In February 2018, Mncwango won re-election to a second term as Provincial Leader of the party, after he defeated Sizakele Emmanuel Mhlongo. In March, he resigned as an eThekwini Municipality councillor. Nicole Graham succeeded him as caucus leader. Mncwango took office as a Member of the KwaZulu-Natal Legislature in the same month. He became the leader of the party's caucus in the legislature in June, succeeding Francois Rodgers.

On 13 September 2018, the National Leader of the Democratic Alliance, Mmusi Maimane, announced Mncwango as the party's KwaZulu-Natal Premier candidate. In the May 2019 election, the Inkatha Freedom Party unseated the Democratic Alliance as the official opposition in the provincial legislature, however, the DA did manage to grow its support from ten to eleven seats.

In August 2020, Mncwango announced that he would not be standing for re-election as provincial leader ahead of the party's provincial conference in 2021. Francois Rodgers, the DA chief whip in the provincial legislature, was elected to succeed him. In May 2021, Rodgers became the party's new caucus leader, while Mncwango replaced him as caucus chief whip.

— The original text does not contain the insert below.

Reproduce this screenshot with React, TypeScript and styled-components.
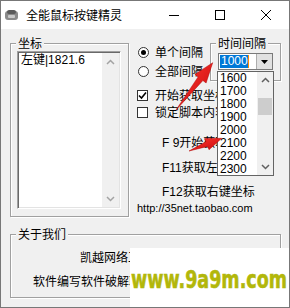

On 5 October 2022, Mncwango announced that he would resigning as a Member of the Provincial Legislature on 16 October 2022. He stated that he would remain a member of the DA. The DA sent him a cease and desist letter after he said that he was leaving the legislature because the DA no longer stood for what he believed in, and that he could no longer defend the party anymore. On 8 October 2022, Mncwango resigned from the DA after the party alleged that he would be joining ActionSA. The DA also criticised Mncwango for having undertaken an overseas trip to Norway and Uganda under the DA banner while he was planning to leave the party.

Mncwango joined ActionSA on 17 October 2022 and became its provincial chairperson.

==Personal life==
Mncwango was involved in a car accident in the Midlands of KwaZulu-Natal in January 2019. He consequently suspended campaigning for a few days.

He married Lindiwe Mncwango in June 2019.

In March 2020, Mncwango survived an attempted armed hijacking at his home in Westville, KwaZulu-Natal.